↓↓↓
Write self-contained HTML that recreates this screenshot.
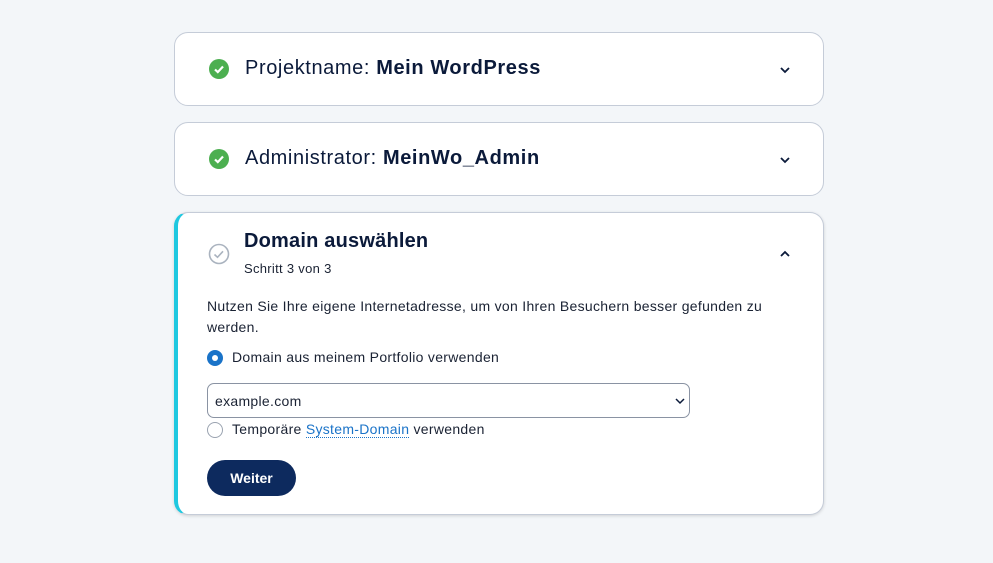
<!DOCTYPE html>
<html><head><style>
body{margin:0;background:#f3f6f9;font-family:"Liberation Sans",sans-serif;color:#0b1a3a;width:993px;height:563px;position:relative;overflow:hidden}
.card{position:absolute;left:174px;width:650px;background:#fff;border:1px solid #c5ccd8;border-radius:14px;box-sizing:border-box}
.h{position:absolute;left:70px;font-size:20px;letter-spacing:0.6px}
.ok{position:absolute;left:34px;width:20px;height:20px;border-radius:50%;background:#4caf50}
.chev{position:absolute;right:32px}
.t{position:absolute;font-size:14px;color:#1a2233;letter-spacing:0.3px}
</style></head><body>
<div class="card" style="top:32px;height:74px">
<div class="ok" style="top:26px"><svg width="20" height="20"><path d="M6 10.5l2.8 2.6L14 7.5" stroke="#fff" stroke-width="2.2" fill="none"/></svg></div>
<div class="h" style="top:24px">Projektname: <b>Mein WordPress</b></div>
<svg class="chev" style="top:31px" width="12" height="12"><path d="M2 4l4 4 4-4" stroke="#0b1a3a" stroke-width="1.8" fill="none"/></svg>
</div>
<div class="card" style="top:122px;height:74px">
<div class="ok" style="top:26px"><svg width="20" height="20"><path d="M6 10.5l2.8 2.6L14 7.5" stroke="#fff" stroke-width="2.2" fill="none"/></svg></div>
<div class="h" style="top:24px">Administrator: <b>MeinWo_Admin</b></div>
<svg class="chev" style="top:31px" width="12" height="12"><path d="M2 4l4 4 4-4" stroke="#0b1a3a" stroke-width="1.8" fill="none"/></svg>
</div>
<div class="card" style="top:212px;height:303px;border-left:4px solid #1ec8e0;box-shadow:0 1px 3px rgba(0,0,0,.15)">
<svg style="position:absolute;left:30px;top:30px" width="22" height="22"><circle cx="11" cy="11" r="9.5" stroke="#aab3bf" stroke-width="1.6" fill="none"/><path d="M6.5 11.5l3 2.8 5.5-6" stroke="#aab3bf" stroke-width="1.6" fill="none"/></svg>
<div class="h" style="top:17px;left:66px;font-weight:bold;letter-spacing:0.2px">Domain auswählen</div>
<div class="t" style="left:66px;top:48px;font-size:13px">Schritt 3 von 3</div>
<svg class="chev" style="top:35px" width="12" height="12"><path d="M2 8l4-4 4 4" stroke="#0b1a3a" stroke-width="1.8" fill="none"/></svg>
<div class="t" style="left:29px;top:83px;width:570px;line-height:21px">Nutzen Sie Ihre eigene Internetadresse, um von Ihren Besuchern besser gefunden zu werden.</div>
<div style="position:absolute;left:29px;top:137px;width:16px;height:16px;border-radius:50%;background:#1a73c8"><div style="position:absolute;left:5px;top:5px;width:6px;height:6px;border-radius:50%;background:#fff"></div></div>
<div class="t" style="left:54px;top:136px">Domain aus meinem Portfolio verwenden</div>
<div style="position:absolute;left:29px;top:170px;width:483px;height:35px;border:1px solid #8a93a3;border-radius:7px;box-sizing:border-box"><span class="t" style="left:7px;top:9px">example.com</span><svg style="position:absolute;right:4px;top:12px" width="10" height="10"><path d="M1 3l4 4 4-4" stroke="#0b1a3a" stroke-width="1.5" fill="none"/></svg></div>
<div style="position:absolute;left:29px;top:209px;width:16px;height:16px;border-radius:50%;border:1px solid #9aa3b0;box-sizing:border-box"></div>
<div class="t" style="left:54px;top:208px">Temporäre <span style="color:#1a73c8;border-bottom:1px dotted #1a73c8">System-Domain</span> verwenden</div>
<div style="position:absolute;left:29px;top:247px;width:89px;height:36px;border-radius:18px;background:#0d2a5e;color:#fff;font-weight:bold;font-size:14px;text-align:center;line-height:36px">Weiter</div>
</div>
</body></html>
↑↑↑
§ **STATED TASK**
Set down the complete material exactly, but do not include the images.

§ **SOLUTION**
Write self-contained HTML that recreates this screenshot.
<!DOCTYPE html>
<html><head><style>
body{margin:0;background:#f3f6f9;font-family:"Liberation Sans",sans-serif;color:#0b1a3a;width:993px;height:563px;position:relative;overflow:hidden}
.card{position:absolute;left:174px;width:650px;background:#fff;border:1px solid #c5ccd8;border-radius:14px;box-sizing:border-box}
.h{position:absolute;left:70px;font-size:20px;letter-spacing:0.6px}
.ok{position:absolute;left:34px;width:20px;height:20px;border-radius:50%;background:#4caf50}
.chev{position:absolute;right:32px}
.t{position:absolute;font-size:14px;color:#1a2233;letter-spacing:0.3px}
</style></head><body>
<div class="card" style="top:32px;height:74px">
<div class="ok" style="top:26px"><svg width="20" height="20"><path d="M6 10.5l2.8 2.6L14 7.5" stroke="#fff" stroke-width="2.2" fill="none"/></svg></div>
<div class="h" style="top:24px">Projektname: <b>Mein WordPress</b></div>
<svg class="chev" style="top:31px" width="12" height="12"><path d="M2 4l4 4 4-4" stroke="#0b1a3a" stroke-width="1.8" fill="none"/></svg>
</div>
<div class="card" style="top:122px;height:74px">
<div class="ok" style="top:26px"><svg width="20" height="20"><path d="M6 10.5l2.8 2.6L14 7.5" stroke="#fff" stroke-width="2.2" fill="none"/></svg></div>
<div class="h" style="top:24px">Administrator: <b>MeinWo_Admin</b></div>
<svg class="chev" style="top:31px" width="12" height="12"><path d="M2 4l4 4 4-4" stroke="#0b1a3a" stroke-width="1.8" fill="none"/></svg>
</div>
<div class="card" style="top:212px;height:303px;border-left:4px solid #1ec8e0;box-shadow:0 1px 3px rgba(0,0,0,.15)">
<svg style="position:absolute;left:30px;top:30px" width="22" height="22"><circle cx="11" cy="11" r="9.5" stroke="#aab3bf" stroke-width="1.6" fill="none"/><path d="M6.5 11.5l3 2.8 5.5-6" stroke="#aab3bf" stroke-width="1.6" fill="none"/></svg>
<div class="h" style="top:17px;left:66px;font-weight:bold;letter-spacing:0.2px">Domain auswählen</div>
<div class="t" style="left:66px;top:48px;font-size:13px">Schritt 3 von 3</div>
<svg class="chev" style="top:35px" width="12" height="12"><path d="M2 8l4-4 4 4" stroke="#0b1a3a" stroke-width="1.8" fill="none"/></svg>
<div class="t" style="left:29px;top:83px;width:570px;line-height:21px">Nutzen Sie Ihre eigene Internetadresse, um von Ihren Besuchern besser gefunden zu werden.</div>
<div style="position:absolute;left:29px;top:137px;width:16px;height:16px;border-radius:50%;background:#1a73c8"><div style="position:absolute;left:5px;top:5px;width:6px;height:6px;border-radius:50%;background:#fff"></div></div>
<div class="t" style="left:54px;top:136px">Domain aus meinem Portfolio verwenden</div>
<div style="position:absolute;left:29px;top:170px;width:483px;height:35px;border:1px solid #8a93a3;border-radius:7px;box-sizing:border-box"><span class="t" style="left:7px;top:9px">example.com</span><svg style="position:absolute;right:4px;top:12px" width="10" height="10"><path d="M1 3l4 4 4-4" stroke="#0b1a3a" stroke-width="1.5" fill="none"/></svg></div>
<div style="position:absolute;left:29px;top:209px;width:16px;height:16px;border-radius:50%;border:1px solid #9aa3b0;box-sizing:border-box"></div>
<div class="t" style="left:54px;top:208px">Temporäre <span style="color:#1a73c8;border-bottom:1px dotted #1a73c8">System-Domain</span> verwenden</div>
<div style="position:absolute;left:29px;top:247px;width:89px;height:36px;border-radius:18px;background:#0d2a5e;color:#fff;font-weight:bold;font-size:14px;text-align:center;line-height:36px">Weiter</div>
</div>
</body></html>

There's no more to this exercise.